On the positive side, the picture seemed stronger and more stable than before. Perhaps all of that cleaning helped! Previously, the horizontal bands raced down the screen. Now, at least I was able to get them to lock in place.

The same defect appeared when playing a DVD movie. In this photo, I turned the brightness and contrast way down to show how stable and well defined the bands were.

It's generally a bad idea to make alignment adjustments "by eyeball," but since the color AFC alignment was obviously bogus, there was no risk in trying an adjustment or two while looking at the screen. By turning the reactance transformer adjuster (A40 in the Sams instructions), I could decrease the number of bands but not eliminate them. Here, I am still using the pattern generator. The number of bands has decreased from ten to five.

If the oscillator frequency were within range, I should be able to continue turning that adjuster until the number of bands decreased to zero. At that point, the TV would lock on the right frequency and colors would look normal. Before I reached that point, however, the adjuster hit the end of its travel. Some problem was keeping us too far out of range.

To eliminate the generator (and its signal strength) from the equation, I switched to the test pattern DVD, which gave basically the same result.

The number of bands is slightly different, but we're still out of range. Curses!

Replacing the Original Crystal

This was frustrating. I had installed a new crystal and repeated the color AFC alignment procedure. Perhaps I had made a mistake during alignment or there was an unknown problem in another circuit that affects the oscillator output.

Before quitting for the day, I decided to pop the original crystal back in the TV, mainly out of curiosity. The effect was dramatic. After making some quick adjustments, I got a stable color lock on both the color bar pattern and a DVD movie.

  

To make sure that the improvement wasn't transitory, I put in a DVD of Gone With the Wind and played the movie to its conclusion. The colors remained stable throughout!

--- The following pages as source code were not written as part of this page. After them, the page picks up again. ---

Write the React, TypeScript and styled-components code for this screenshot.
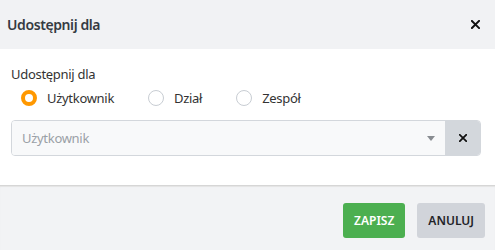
import React, { useState } from "react";
import styled, { createGlobalStyle } from "styled-components";

const Global = createGlobalStyle`
  html, body { margin: 0; padding: 0; background: #ffffff; }
  body { font-family: "Noto Sans", "Open Sans", Arial, sans-serif; }
  * { box-sizing: border-box; }
`;

const Modal = styled.div`
  width: 495px;
  height: 250px;
  display: flex;
  flex-direction: column;
  background: #ffffff;
  color: #333333;
`;

const Header = styled.div`
  height: 49px;
  background: #f1f2f4;
  display: flex;
  align-items: center;
  justify-content: space-between;
  padding: 0 14px 0 7px;
`;

const Title = styled.h2`
  margin: 0;
  font-size: 14px;
  font-weight: 600;
  color: #353b42;
  letter-spacing: -0.4px;
`;

const CloseBtn = styled.button`
  border: 0;
  background: transparent;
  padding: 0;
  width: 12px;
  height: 12px;
  display: flex;
  align-items: center;
  justify-content: center;
  cursor: pointer;
`;

const Body = styled.div`
  flex: 1;
  padding: 15px 14px 0 11px;
  display: flex;
  flex-direction: column;
`;

const Label = styled.div`
  font-size: 13px;
  line-height: 20px;
  color: #333333;
  letter-spacing: -0.3px;
`;

const RadioRow = styled.div`
  display: flex;
  align-items: center;
  margin-top: 6px;
  padding-left: 10px;
  height: 16px;
`;

const RadioItem = styled.label`
  display: flex;
  align-items: center;
  gap: 10px;
  margin-right: 34px;
  font-size: 13px;
  letter-spacing: -0.3px;
  color: #333333;
  cursor: pointer;
`;

const RadioDot = styled.span<{ $on: boolean }>`
  width: 16px;
  height: 16px;
  border-radius: 50%;
  background: #ffffff;
  border: ${(p) => (p.$on ? "4px solid #ff9800" : "1px solid #c8cdd3")};
`;

const SelectBox = styled.div`
  margin-top: 14px;
  height: 36px;
  display: flex;
  border: 1px solid #d3d7dc;
  border-radius: 4px;
  overflow: hidden;
`;

const SelectField = styled.div`
  flex: 1;
  background: #f8f9fa;
  display: flex;
  align-items: center;
  justify-content: space-between;
  padding: 0 10px 0 10px;
  font-size: 13px;
  letter-spacing: -0.3px;
  color: #9aa0a6;
`;

const Caret = styled.span`
  width: 0;
  height: 0;
  border-left: 4.5px solid transparent;
  border-right: 4.5px solid transparent;
  border-top: 5px solid #888c91;
`;

const ClearBtn = styled.button`
  width: 35px;
  border: 0;
  background: #d3d7dc;
  display: flex;
  align-items: center;
  justify-content: center;
  padding: 0;
`;

const Footer = styled.div`
  height: 65px;
  background: #f2f3f5;
  border-top: 1px solid #d6d6d6;
  box-shadow: inset 0 1px 1px #e4e4e4;
  display: flex;
  justify-content: flex-end;
  align-items: flex-start;
  gap: 12px;
  padding: 17px 10px 0 0;
`;

const Button = styled.button<{ $variant: "primary" | "secondary" }>`
  height: 35px;
  border: 0;
  border-radius: 3px;
  padding: 0 11px;
  font-family: inherit;
  font-size: 12px;
  font-weight: 600;
  background: ${(p) => (p.$variant === "primary" ? "#4caf50" : "#d1d4da")};
  color: ${(p) => (p.$variant === "primary" ? "#ffffff" : "#1f2328")};
  cursor: pointer;
`;

const XIcon = ({ size = 9 }: { size?: number }) => (
  <svg width={size} height={size} viewBox="0 0 10 10">
    <path d="M1 1L9 9M9 1L1 9" stroke="#111" strokeWidth="2.2" strokeLinecap="square" />
  </svg>
);

export default function App() {
  const [val, setVal] = useState("u");
  const opts = [
    { k: "u", t: "Użytkownik" },
    { k: "d", t: "Dział" },
    { k: "z", t: "Zespół" },
  ];
  return (
    <>
      <Global />
      <Modal>
        <Header>
          <Title>Udostępnij dla</Title>
          <CloseBtn aria-label="close">
            <XIcon size={9} />
          </CloseBtn>
        </Header>
        <Body>
          <Label>Udostępnij dla</Label>
          <RadioRow>
            {opts.map((o) => (
              <RadioItem key={o.k} onClick={() => setVal(o.k)}>
                <RadioDot $on={val === o.k} />
                {o.t}
              </RadioItem>
            ))}
          </RadioRow>
          <SelectBox>
            <SelectField>
              Użytkownik
              <Caret />
            </SelectField>
            <ClearBtn aria-label="clear">
              <XIcon size={8} />
            </ClearBtn>
          </SelectBox>
        </Body>
        <Footer>
          <Button $variant="primary">ZAPISZ</Button>
          <Button $variant="secondary">ANULUJ</Button>
        </Footer>
      </Modal>
    </>
  );
}
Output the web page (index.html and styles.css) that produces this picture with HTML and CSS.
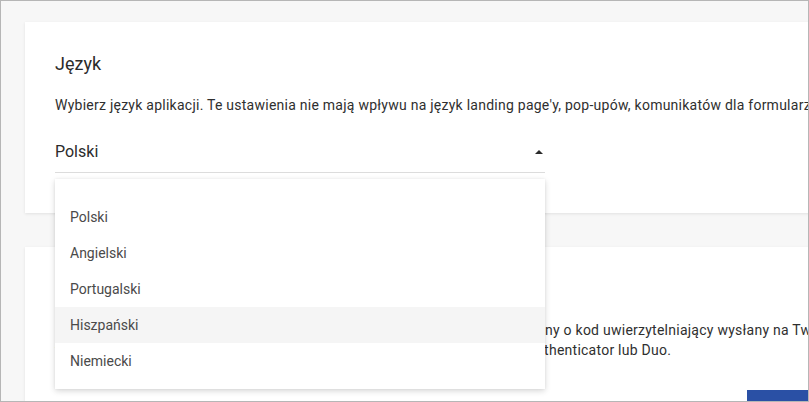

Since I'm back to using the original crystal, where did the cure come from? Perhaps Pete was correct, and bad connections in the front end induced IF tilt and degraded the signal (including the burst signal) enough to mess up the sync. Perhaps I did a better job of color AFC alignment the second time. Perhaps the new crystal was defective, or it was damaged by the heat of soldering when I beefed up its legs. Whatever the cause, let's hope that the improvement lasts.

Adding a Video Adapter

In late 2010, I built a video adapter as described in the 1956 RCA Broadcast News article mentioned earlier. It worked, but I became diverted by other projects for a long time.

In 2013, I corresponded with Pete Deksnis, who shared information about an improved adapter that he had devised a few years earlier. I updated my adapter with those basic improvements and wrote an article describing my adapter and an even more elegant one devised by Pete.

Here is that adapter and a snapshot showing its output.

  

You can read all about it, along with Pete's presentation to an Early Television Foundation conference describing his design, in the article Video Adapter for RCA CT-100 Television.

To Be Continued . . .

Is a CT-100 restoration ever finished? When I tried out my newly modified adapter, I noticed that my set's edge convergence had become sloppy and the colors didn't track well when adjusting the brightness and contrast.

No doubt these are leftovers from all of the twiddling while I solved the color sync problem way back when. Whatever the cause, this TV is due for a full-dress setup, including purity, convergence, and all the rest. I recently moved the CT-100 into my office, where it sits a few feet from my desk, so I'm motivated to bring it back into good fighting trim, ready for frequent use.